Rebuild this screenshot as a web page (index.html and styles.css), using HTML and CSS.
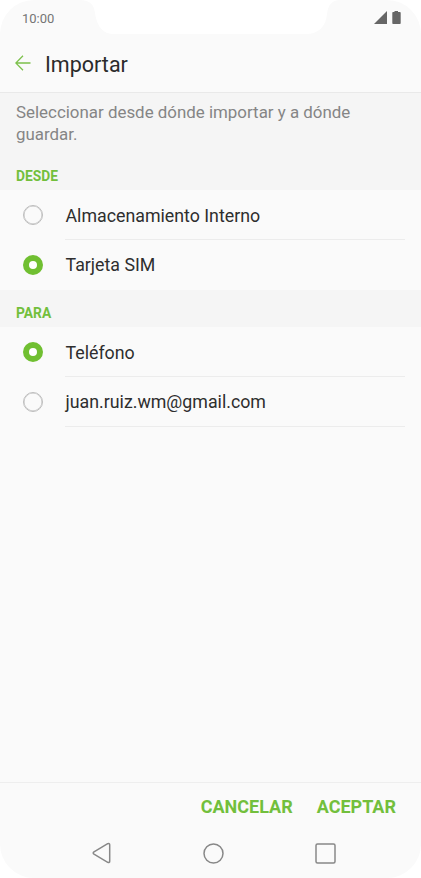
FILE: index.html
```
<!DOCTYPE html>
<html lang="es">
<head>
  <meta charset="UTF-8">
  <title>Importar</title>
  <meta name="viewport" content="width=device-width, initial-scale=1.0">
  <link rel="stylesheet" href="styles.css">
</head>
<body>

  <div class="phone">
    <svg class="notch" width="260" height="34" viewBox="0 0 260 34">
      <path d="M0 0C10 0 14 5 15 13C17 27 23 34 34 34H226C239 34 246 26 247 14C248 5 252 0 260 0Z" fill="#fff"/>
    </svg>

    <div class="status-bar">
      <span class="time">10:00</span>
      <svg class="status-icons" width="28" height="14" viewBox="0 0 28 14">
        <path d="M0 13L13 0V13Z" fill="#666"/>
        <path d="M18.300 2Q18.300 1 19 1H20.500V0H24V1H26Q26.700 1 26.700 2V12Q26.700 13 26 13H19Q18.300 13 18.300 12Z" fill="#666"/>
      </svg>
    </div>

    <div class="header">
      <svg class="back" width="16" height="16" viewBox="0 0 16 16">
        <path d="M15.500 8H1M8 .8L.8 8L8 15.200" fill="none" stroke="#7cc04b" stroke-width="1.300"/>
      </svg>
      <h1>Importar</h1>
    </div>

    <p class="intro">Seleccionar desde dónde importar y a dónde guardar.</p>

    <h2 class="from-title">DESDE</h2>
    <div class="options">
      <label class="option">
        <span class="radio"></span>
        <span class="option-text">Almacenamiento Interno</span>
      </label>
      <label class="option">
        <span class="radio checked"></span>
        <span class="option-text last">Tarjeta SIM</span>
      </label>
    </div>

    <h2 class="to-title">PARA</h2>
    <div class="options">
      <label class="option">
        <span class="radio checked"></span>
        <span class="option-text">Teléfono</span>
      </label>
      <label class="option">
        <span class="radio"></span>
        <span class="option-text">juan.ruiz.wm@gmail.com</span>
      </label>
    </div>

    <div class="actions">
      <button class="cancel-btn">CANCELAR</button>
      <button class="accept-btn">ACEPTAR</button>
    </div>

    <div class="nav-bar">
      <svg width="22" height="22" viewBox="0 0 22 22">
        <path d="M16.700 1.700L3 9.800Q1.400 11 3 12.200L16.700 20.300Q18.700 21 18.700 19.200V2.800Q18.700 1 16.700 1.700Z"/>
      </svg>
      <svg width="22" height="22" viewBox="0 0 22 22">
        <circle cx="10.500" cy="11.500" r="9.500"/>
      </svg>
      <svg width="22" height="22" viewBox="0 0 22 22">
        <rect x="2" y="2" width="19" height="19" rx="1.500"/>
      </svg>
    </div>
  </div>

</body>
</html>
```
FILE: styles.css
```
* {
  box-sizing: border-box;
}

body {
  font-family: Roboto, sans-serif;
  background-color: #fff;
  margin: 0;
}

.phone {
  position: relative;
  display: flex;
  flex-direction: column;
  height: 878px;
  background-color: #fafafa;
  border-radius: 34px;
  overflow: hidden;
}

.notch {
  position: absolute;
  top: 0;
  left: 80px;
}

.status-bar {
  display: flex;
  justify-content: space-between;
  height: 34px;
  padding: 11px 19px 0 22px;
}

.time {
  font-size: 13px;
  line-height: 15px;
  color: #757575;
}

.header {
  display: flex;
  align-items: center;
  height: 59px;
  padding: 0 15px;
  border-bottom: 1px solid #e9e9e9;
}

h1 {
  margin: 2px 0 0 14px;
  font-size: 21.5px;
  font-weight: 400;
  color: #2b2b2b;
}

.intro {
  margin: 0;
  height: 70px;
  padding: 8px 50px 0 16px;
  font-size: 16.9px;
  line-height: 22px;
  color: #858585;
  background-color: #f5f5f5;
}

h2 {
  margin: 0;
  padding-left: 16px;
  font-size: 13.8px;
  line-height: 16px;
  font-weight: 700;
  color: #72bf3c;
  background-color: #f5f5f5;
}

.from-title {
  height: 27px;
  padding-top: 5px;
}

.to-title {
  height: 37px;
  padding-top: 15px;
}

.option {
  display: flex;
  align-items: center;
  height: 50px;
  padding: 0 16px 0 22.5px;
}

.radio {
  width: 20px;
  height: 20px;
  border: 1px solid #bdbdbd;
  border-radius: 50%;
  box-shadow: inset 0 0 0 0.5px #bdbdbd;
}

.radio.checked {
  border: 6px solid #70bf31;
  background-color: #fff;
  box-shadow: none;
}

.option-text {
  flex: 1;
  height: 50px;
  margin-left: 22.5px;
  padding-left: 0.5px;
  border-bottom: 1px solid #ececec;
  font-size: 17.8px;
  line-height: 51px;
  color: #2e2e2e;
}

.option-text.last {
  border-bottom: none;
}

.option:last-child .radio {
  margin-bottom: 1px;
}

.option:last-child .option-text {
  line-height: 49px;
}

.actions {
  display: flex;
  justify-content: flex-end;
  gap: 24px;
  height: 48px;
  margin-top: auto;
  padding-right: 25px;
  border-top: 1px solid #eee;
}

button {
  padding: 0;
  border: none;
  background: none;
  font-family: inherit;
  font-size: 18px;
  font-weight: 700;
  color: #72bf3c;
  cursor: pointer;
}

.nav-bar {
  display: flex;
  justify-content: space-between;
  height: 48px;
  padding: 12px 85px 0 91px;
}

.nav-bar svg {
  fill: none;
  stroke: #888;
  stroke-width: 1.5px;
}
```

---

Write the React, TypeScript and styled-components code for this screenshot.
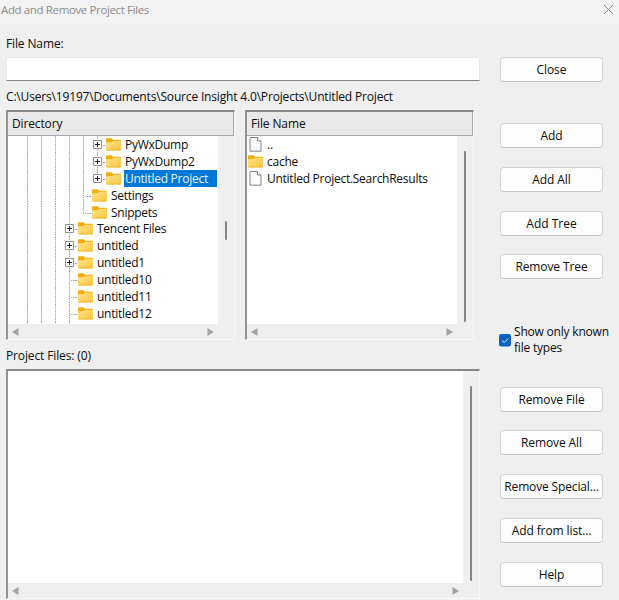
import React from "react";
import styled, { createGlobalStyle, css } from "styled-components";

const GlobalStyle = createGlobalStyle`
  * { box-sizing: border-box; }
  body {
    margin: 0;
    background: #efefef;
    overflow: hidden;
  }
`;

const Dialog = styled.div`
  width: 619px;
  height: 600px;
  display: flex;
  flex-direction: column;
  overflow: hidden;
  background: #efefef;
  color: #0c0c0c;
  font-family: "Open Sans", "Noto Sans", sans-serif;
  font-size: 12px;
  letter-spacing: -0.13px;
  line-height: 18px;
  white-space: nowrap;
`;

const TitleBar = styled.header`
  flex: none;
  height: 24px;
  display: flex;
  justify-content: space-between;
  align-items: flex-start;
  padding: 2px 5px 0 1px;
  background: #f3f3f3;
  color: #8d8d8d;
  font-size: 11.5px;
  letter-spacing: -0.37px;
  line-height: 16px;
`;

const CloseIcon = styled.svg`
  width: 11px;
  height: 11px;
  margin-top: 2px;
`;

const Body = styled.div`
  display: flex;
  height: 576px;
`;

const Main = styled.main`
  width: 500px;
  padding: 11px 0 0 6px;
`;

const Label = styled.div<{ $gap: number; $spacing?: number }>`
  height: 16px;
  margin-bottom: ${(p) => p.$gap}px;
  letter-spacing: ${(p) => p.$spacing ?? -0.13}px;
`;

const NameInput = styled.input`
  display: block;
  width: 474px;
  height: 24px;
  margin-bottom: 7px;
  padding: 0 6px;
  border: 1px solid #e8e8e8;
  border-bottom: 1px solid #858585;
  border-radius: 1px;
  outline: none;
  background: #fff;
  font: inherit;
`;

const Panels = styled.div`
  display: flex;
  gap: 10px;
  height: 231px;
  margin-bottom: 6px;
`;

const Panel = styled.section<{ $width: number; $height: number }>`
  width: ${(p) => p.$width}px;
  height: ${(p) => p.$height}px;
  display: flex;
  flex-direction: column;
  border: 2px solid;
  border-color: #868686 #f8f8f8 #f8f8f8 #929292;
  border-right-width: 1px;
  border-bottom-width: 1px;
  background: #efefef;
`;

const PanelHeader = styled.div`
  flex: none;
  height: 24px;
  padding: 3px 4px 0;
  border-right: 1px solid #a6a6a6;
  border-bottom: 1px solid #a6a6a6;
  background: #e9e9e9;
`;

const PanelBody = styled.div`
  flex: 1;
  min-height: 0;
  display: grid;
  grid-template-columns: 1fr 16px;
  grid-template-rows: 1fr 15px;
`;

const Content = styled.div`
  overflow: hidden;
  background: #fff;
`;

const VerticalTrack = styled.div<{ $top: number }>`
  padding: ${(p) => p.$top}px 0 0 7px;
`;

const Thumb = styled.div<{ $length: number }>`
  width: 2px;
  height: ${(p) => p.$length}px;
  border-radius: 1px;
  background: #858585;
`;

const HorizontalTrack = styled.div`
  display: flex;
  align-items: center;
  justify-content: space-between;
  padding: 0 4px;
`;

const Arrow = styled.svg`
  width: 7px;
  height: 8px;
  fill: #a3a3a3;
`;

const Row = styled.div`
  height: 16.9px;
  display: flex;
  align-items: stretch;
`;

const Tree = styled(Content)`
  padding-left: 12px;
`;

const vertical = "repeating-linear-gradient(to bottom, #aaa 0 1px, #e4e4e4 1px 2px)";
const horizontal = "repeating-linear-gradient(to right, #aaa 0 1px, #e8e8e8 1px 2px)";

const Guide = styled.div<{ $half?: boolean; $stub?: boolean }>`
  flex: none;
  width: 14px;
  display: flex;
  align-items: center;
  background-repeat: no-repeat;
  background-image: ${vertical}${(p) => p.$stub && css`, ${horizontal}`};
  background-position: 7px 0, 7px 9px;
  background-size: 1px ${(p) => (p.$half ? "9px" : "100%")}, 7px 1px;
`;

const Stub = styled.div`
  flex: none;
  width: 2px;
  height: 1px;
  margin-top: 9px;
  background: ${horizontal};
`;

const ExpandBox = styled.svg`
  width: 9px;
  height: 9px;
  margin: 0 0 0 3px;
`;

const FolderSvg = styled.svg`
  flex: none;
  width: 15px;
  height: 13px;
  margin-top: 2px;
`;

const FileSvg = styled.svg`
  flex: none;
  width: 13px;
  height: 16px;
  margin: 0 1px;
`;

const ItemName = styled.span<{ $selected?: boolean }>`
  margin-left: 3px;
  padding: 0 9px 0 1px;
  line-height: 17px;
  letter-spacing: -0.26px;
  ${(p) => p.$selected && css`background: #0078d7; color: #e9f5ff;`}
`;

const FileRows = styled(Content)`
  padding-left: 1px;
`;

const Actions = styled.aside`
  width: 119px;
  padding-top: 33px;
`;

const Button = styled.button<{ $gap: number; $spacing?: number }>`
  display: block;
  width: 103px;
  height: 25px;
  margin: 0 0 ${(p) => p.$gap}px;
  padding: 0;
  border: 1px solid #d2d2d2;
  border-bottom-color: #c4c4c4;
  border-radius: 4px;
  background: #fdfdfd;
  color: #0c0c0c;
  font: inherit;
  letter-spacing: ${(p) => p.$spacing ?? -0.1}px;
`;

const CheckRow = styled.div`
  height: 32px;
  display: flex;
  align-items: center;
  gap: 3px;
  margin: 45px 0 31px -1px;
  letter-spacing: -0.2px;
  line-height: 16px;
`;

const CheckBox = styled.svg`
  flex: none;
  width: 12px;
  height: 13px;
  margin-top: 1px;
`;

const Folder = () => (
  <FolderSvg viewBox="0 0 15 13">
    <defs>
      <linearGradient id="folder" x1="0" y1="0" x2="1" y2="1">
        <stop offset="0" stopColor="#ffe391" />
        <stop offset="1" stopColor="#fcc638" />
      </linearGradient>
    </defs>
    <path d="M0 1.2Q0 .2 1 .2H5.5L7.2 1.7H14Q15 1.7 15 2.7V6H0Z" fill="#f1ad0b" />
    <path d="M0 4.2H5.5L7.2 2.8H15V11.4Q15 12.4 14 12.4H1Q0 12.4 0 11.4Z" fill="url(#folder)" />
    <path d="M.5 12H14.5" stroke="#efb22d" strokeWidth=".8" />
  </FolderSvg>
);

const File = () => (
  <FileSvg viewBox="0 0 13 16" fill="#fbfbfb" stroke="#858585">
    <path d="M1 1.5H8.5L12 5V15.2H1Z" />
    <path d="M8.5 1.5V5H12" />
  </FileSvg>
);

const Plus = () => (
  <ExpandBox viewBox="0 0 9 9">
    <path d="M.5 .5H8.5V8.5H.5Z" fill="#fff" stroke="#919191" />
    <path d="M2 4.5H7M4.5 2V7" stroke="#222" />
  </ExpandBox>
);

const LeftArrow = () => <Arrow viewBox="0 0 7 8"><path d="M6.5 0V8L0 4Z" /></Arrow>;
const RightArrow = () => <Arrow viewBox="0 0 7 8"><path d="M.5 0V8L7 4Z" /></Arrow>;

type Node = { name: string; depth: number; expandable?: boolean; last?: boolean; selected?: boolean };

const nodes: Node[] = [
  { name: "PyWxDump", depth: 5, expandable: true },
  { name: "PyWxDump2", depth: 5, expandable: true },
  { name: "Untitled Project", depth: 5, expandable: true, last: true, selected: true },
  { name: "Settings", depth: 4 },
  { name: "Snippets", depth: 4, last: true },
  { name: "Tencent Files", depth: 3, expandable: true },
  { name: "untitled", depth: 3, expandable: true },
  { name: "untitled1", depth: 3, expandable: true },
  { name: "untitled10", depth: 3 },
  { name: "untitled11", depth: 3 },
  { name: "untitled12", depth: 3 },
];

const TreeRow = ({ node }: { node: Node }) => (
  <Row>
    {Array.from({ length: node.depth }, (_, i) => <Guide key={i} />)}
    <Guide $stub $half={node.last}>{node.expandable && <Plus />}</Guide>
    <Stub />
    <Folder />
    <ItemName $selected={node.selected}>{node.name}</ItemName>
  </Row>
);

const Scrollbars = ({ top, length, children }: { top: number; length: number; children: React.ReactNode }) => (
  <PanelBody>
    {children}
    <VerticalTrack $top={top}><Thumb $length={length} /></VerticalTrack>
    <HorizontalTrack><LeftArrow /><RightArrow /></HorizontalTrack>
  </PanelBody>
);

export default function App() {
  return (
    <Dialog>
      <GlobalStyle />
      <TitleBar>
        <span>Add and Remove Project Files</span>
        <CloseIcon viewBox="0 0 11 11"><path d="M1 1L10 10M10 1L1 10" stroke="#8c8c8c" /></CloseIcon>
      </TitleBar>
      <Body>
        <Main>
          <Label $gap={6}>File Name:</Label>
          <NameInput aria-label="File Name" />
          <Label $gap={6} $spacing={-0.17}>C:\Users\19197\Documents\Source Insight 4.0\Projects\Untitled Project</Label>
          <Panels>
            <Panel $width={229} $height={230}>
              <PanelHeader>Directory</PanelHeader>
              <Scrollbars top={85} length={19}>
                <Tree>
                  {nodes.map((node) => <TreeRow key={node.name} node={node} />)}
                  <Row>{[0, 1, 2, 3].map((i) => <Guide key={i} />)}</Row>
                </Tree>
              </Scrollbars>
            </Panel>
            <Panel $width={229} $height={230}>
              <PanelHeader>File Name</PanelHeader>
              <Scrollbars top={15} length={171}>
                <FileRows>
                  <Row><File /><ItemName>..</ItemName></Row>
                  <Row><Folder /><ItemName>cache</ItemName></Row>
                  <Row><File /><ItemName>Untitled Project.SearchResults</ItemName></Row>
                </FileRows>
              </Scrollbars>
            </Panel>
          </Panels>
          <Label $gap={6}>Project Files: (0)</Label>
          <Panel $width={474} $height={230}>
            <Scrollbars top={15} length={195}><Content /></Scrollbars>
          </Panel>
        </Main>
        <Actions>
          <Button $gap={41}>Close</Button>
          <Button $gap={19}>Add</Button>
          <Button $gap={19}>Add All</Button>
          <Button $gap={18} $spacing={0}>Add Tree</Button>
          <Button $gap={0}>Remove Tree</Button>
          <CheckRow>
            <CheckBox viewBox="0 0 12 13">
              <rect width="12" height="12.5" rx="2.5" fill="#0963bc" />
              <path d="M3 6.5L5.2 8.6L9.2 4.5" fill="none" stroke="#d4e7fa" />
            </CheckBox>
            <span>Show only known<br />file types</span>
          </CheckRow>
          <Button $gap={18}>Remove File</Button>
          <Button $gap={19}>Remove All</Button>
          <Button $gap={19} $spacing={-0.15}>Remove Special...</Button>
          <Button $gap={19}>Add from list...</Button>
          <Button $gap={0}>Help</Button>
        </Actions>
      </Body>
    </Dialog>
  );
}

**PROBLEM TO SOLVE:**
Go through the material above and copy each line that has the word "components".

**SOLUTION TO THIS EXERCISE:**
Write the React, TypeScript and styled-components code for this screenshot.
import styled, { createGlobalStyle, css } from "styled-components";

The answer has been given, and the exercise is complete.